ECLI:NL:GHARL:2019:4760
Gerechtshof Arnhem-Leeuwarden
- Hoger beroep
- Rechtspraak.nl
Aansprakelijkheid arbiter voor de gevolgen van vernietiging van arbitraal vonnis
In deze zaak heeft het Gerechtshof Arnhem-Leeuwarden op 4 juni 2019 uitspraak gedaan in hoger beroep over de aansprakelijkheid van de arbiter, [Geïntimeerde], voor de schade die de besloten vennootschap Qnow B.V. heeft geleden door de vernietiging van een arbitraal vonnis. Het hof heeft in een eerder tussenarrest van 16 oktober 2018 geoordeeld dat het feit dat het arbitrale eindvonnis alleen door de voorzitter en de secretaris was ondertekend, als grof plichtsverzuim kan worden aangemerkt. Dit leidde tot de conclusie dat [Geïntimeerde] aansprakelijk is voor de schade die Qnow heeft geleden door de vernietiging van het arbitraal vonnis.

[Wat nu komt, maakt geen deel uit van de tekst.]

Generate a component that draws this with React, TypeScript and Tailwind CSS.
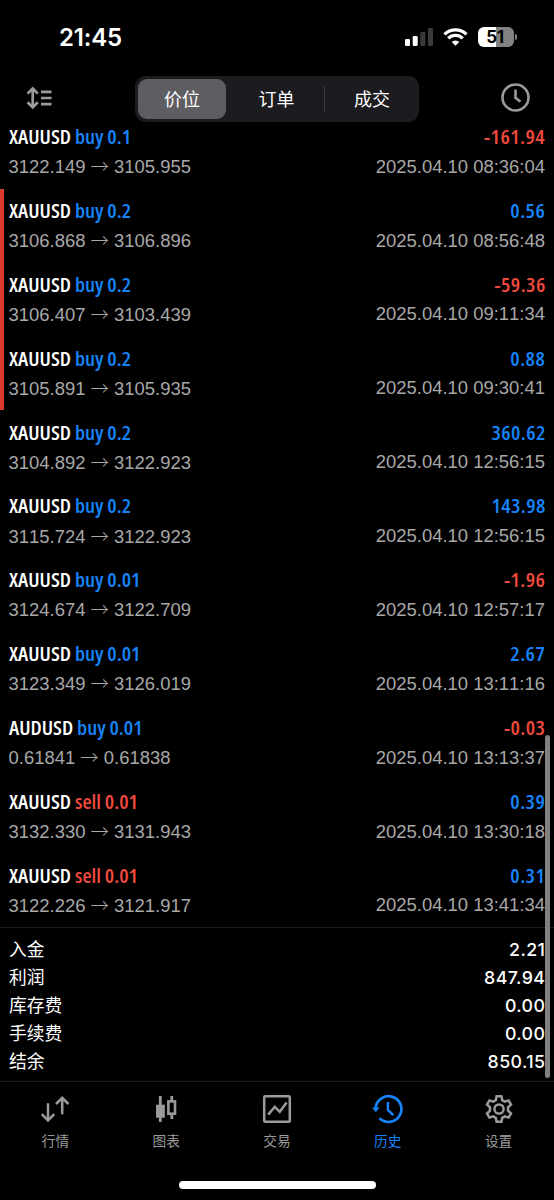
import { ReactNode } from "react";
import clsx from "clsx";

type Deal = {
  symbol: string;
  side: "buy" | "sell";
  volume: string;
  open: string;
  close: string;
  profit: string;
  time: string;
  marked?: boolean;
};

const deals: Deal[] = [
  { symbol: "XAUUSD", side: "buy", volume: "0.1", open: "3122.149", close: "3105.955", profit: "-161.94", time: "2025.04.10 08:36:04" },
  { symbol: "XAUUSD", side: "buy", volume: "0.2", open: "3106.868", close: "3106.896", profit: "0.56", time: "2025.04.10 08:56:48", marked: true },
  { symbol: "XAUUSD", side: "buy", volume: "0.2", open: "3106.407", close: "3103.439", profit: "-59.36", time: "2025.04.10 09:11:34", marked: true },
  { symbol: "XAUUSD", side: "buy", volume: "0.2", open: "3105.891", close: "3105.935", profit: "0.88", time: "2025.04.10 09:30:41", marked: true },
  { symbol: "XAUUSD", side: "buy", volume: "0.2", open: "3104.892", close: "3122.923", profit: "360.62", time: "2025.04.10 12:56:15" },
  { symbol: "XAUUSD", side: "buy", volume: "0.2", open: "3115.724", close: "3122.923", profit: "143.98", time: "2025.04.10 12:56:15" },
  { symbol: "XAUUSD", side: "buy", volume: "0.01", open: "3124.674", close: "3122.709", profit: "-1.96", time: "2025.04.10 12:57:17" },
  { symbol: "XAUUSD", side: "buy", volume: "0.01", open: "3123.349", close: "3126.019", profit: "2.67", time: "2025.04.10 13:11:16" },
  { symbol: "AUDUSD", side: "buy", volume: "0.01", open: "0.61841", close: "0.61838", profit: "-0.03", time: "2025.04.10 13:13:37" },
  { symbol: "XAUUSD", side: "sell", volume: "0.01", open: "3132.330", close: "3131.943", profit: "0.39", time: "2025.04.10 13:30:18" },
  { symbol: "XAUUSD", side: "sell", volume: "0.01", open: "3122.226", close: "3121.917", profit: "0.31", time: "2025.04.10 13:41:34" },
];

const totals = [
  { label: "入金", value: "2.21" },
  { label: "利润", value: "847.94" },
  { label: "库存费", value: "0.00" },
  { label: "手续费", value: "0.00" },
  { label: "结余", value: "850.15" },
];

function StatusBar() {
  return (
    <div className="flex h-[74px] items-center justify-between pl-[59px] pr-[37px]">
      <span className="pt-[2px] font-['Inter'] text-[24px] font-semibold leading-none tracking-[-0.2px]">21:45</span>
      <div className="flex items-center">
        <svg width="28" height="18" viewBox="0 0 28 18">
          <rect x="0" y="11" width="5" height="7" rx="1.3" fill="#fff" />
          <rect x="7.7" y="8" width="5" height="10" rx="1.3" fill="#fff" />
          <rect x="15.3" y="4" width="5" height="14" rx="1.3" fill="#3a3a3a" />
          <rect x="23" y="0" width="5" height="18" rx="1.3" fill="#3a3a3a" />
        </svg>
        <svg className="ml-[10px]" width="25" height="18" viewBox="0 0 25 18" fill="none" stroke="#fff" strokeWidth="3.3">
          <path d="M1.5 6.4a15.6 15.6 0 0 1 22 0" />
          <path d="M5.3 10.4a10.2 10.2 0 0 1 14.4 0" />
          <path d="M12.5 17.8 8.8 14a5.3 5.3 0 0 1 7.4 0Z" fill="#fff" stroke="none" />
        </svg>
        <div className="ml-[10px] flex h-[20px] w-[36px] items-center justify-center rounded-[6px] bg-linear-to-r from-white from-51% to-[#828282] to-51% pr-[2px] font-['Inter'] text-[17px] font-bold leading-none tracking-[-0.3px] text-black">
          51
        </div>
        <div className="ml-[1px] h-[6px] w-[2px] rounded-r-full bg-[#828282]" />
      </div>
    </div>
  );
}

function Header() {
  return (
    <div className="relative z-10 flex h-[41px] items-start justify-between pl-[26px] pr-[24px]">
      <svg className="mt-[12px]" width="26" height="24" viewBox="0 0 26 24" fill="none" stroke="#9b9b9b" strokeWidth="2.7">
        <path d="M6.7 2.5v18.5M1.6 7.6l5.1-5.1 5.1 5.1M1.6 16.3l5.1 5.1 5.1-5.1" />
        <path d="M15 5.8h10.5M15 12h10.5M15 18.2h10.5" />
      </svg>
      <div className="ml-px mt-[2px] flex h-[46px] w-[284px] shrink-0 items-center rounded-[11px] bg-[#1c1c20] p-[3px] text-[18px] leading-none">
        <div className="flex h-[40px] w-[88px] items-center justify-center rounded-[9px] bg-[#5d5d62] pt-[2px]">价位</div>
        <div className="flex w-[98px] items-center justify-center pl-[3px] pt-[2px]">订单</div>
        <div className="h-[26px] w-px bg-[#3d3d42]" />
        <div className="flex flex-1 items-center justify-center pl-[3px] pt-[2px]">成交</div>
      </div>
      <svg className="mt-[9px]" width="29" height="29" viewBox="0 0 29 29" fill="none" stroke="#9b9b9b" strokeWidth="2.6">
        <circle cx="14.5" cy="14.5" r="13" />
        <path d="M14.5 6.5v8.3l5 4" />
      </svg>
    </div>
  );
}

function DealRow({ deal }: { deal: Deal }) {
  return (
    <div
      className={clsx(
        "flex h-[73.87px] flex-col border-l-4 pl-[4.5px] pr-[9px] pt-[8px]",
        deal.marked ? "border-[#d93b30]" : "border-transparent"
      )}
    >
      <div className="flex h-[28px] items-center justify-between whitespace-nowrap pt-[0.4px] font-['Open_Sans'] text-[20px] font-semibold leading-none [font-stretch:75%]">
        <span className="origin-left scale-x-105">
          {deal.symbol}{" "}
          <span className={deal.side === "buy" ? "text-[#1684f8]" : "text-[#f04a3e]"}>
            {deal.side} {deal.volume}
          </span>
        </span>
        <span
          className={clsx(
            "-mr-[0.5px] origin-right scale-x-105 tracking-[0.4px]",
            deal.profit.startsWith("-") ? "text-[#f04a3e]" : "text-[#1684f8]"
          )}
        >
          {deal.profit}
        </span>
      </div>
      <div className="flex h-[31px] items-center justify-between whitespace-nowrap font-['Liberation_Sans'] text-[18.45px] leading-none text-[#a8a8a8] [font-kerning:none]">
        <span>
          {deal.open} <span className="font-['Noto_Sans_CJK_SC'] font-light">→</span> {deal.close}
        </span>
        <span className="pt-px">{deal.time}</span>
      </div>
    </div>
  );
}

function Tab({ label, active, children }: { label: string; active?: boolean; children: ReactNode }) {
  return (
    <div className={clsx("flex flex-1 flex-col items-center pt-[11px]", active ? "text-[#1684f8]" : "text-[#9b9b9b]")}>
      <svg width="32" height="32" viewBox="0 0 32 32" fill="none" stroke="currentColor" strokeWidth="2.5">
        {children}
      </svg>
      <span className="mt-[9px] text-[13.7px] leading-[14px]">{label}</span>
    </div>
  );
}

export default function App() {
  return (
    <div className="relative flex h-[1200px] w-[554px] flex-col overflow-hidden bg-black font-['Inter','Noto_Sans_CJK_SC',sans-serif] text-white">
      <StatusBar />
      <Header />

      <div className="shrink-0">
        {deals.map((d, i) => (
          <DealRow key={i} deal={d} />
        ))}
      </div>

      {/* Totals */}
      <div className="h-[154px] shrink-0 border-t border-[#1c1c1c] pl-[9px] pr-[9px] pt-[7px]">
        {totals.map(t => (
          <div key={t.label} className="flex h-[28px] items-center justify-between text-[17.8px] leading-none">
            <span>{t.label}</span>
            <span className="-mr-[0.4px] font-medium tracking-[0.4px]">{t.value}</span>
          </div>
        ))}
      </div>

      {/* Tab bar */}
      <div className="flex h-[100px] border-t border-[#1c1c1c]">
        <Tab label="行情">
          <path d="M9 10.3v17.4M2.8 21.2 9 27.4l6.2-6.2M23.2 21.3V4.8M17 11l6.2-6.2 6.2 6.2" />
        </Tab>
        <Tab label="图表">
          <path d="M10.3 3v26M21.8 3v5M21.8 21v5" strokeWidth="2.8" />
          <rect x="6" y="11.7" width="8.8" height="13" fill="currentColor" stroke="none" />
          <rect x="18.4" y="8.4" width="6.6" height="12.3" strokeWidth="2.6" />
        </Tab>
        <Tab label="交易">
          <rect x="3.2" y="3.2" width="25.6" height="25.6" rx="1" />
          <path d="m7.2 21.6 6.6-7.8 5 5L25.6 9.6" />
        </Tab>
        <Tab label="历史" active>
          <path d="M3.6 16A12.9 12.9 0 1 1 7.5 25.3" strokeWidth="2.7" />
          <path d="M0 14.6h7.6l-3.8 4.6Z" fill="currentColor" stroke="none" />
          <path d="M15.9 9v8l5.4 5.2" />
        </Tab>
        <Tab label="设置">
          <circle cx="16" cy="16" r="4.6" />
          <path d="M13.6 3.2h4.8l.8 4 2.6 1.5 3.8-1.3 2.4 4.1-3 2.7v3.6l3 2.7-2.4 4.1-3.8-1.3-2.6 1.5-.8 4h-4.8l-.8-4-2.6-1.5-3.8 1.3L4 20.5l3-2.7v-3.6l-3-2.7 2.4-4.1 3.8 1.3 2.6-1.5Z" />
        </Tab>
      </div>

      {/* Scroll indicator and home bar float over the page */}
      <div className="absolute right-[4px] top-[735px] h-[343px] w-[5px] rounded-full bg-[#808080]" />
      <div className="absolute bottom-[11px] left-[179px] h-[8px] w-[197px] rounded-full bg-white" />
    </div>
  );
}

Echter, het hof oordeelde dat Qnow onvoldoende heeft aangetoond dat er een causaal verband bestaat tussen de fout van [Geïntimeerde] en de door Qnow gestelde schade. Het hof concludeerde dat Qnow niet voldoende heeft gemotiveerd dat zij door de fout van [Geïntimeerde] verhaalsmogelijkheden is misgelopen. Qnow had wel een exequatur verkregen op het arbitrale eindvonnis en had dit ook ten uitvoer gelegd, wat de schadeclaim verder ondermijnt. Het hof heeft de grieven van Qnow verworpen en het vonnis van de rechtbank Limburg bekrachtigd, waarbij Qnow werd veroordeeld in de proceskosten.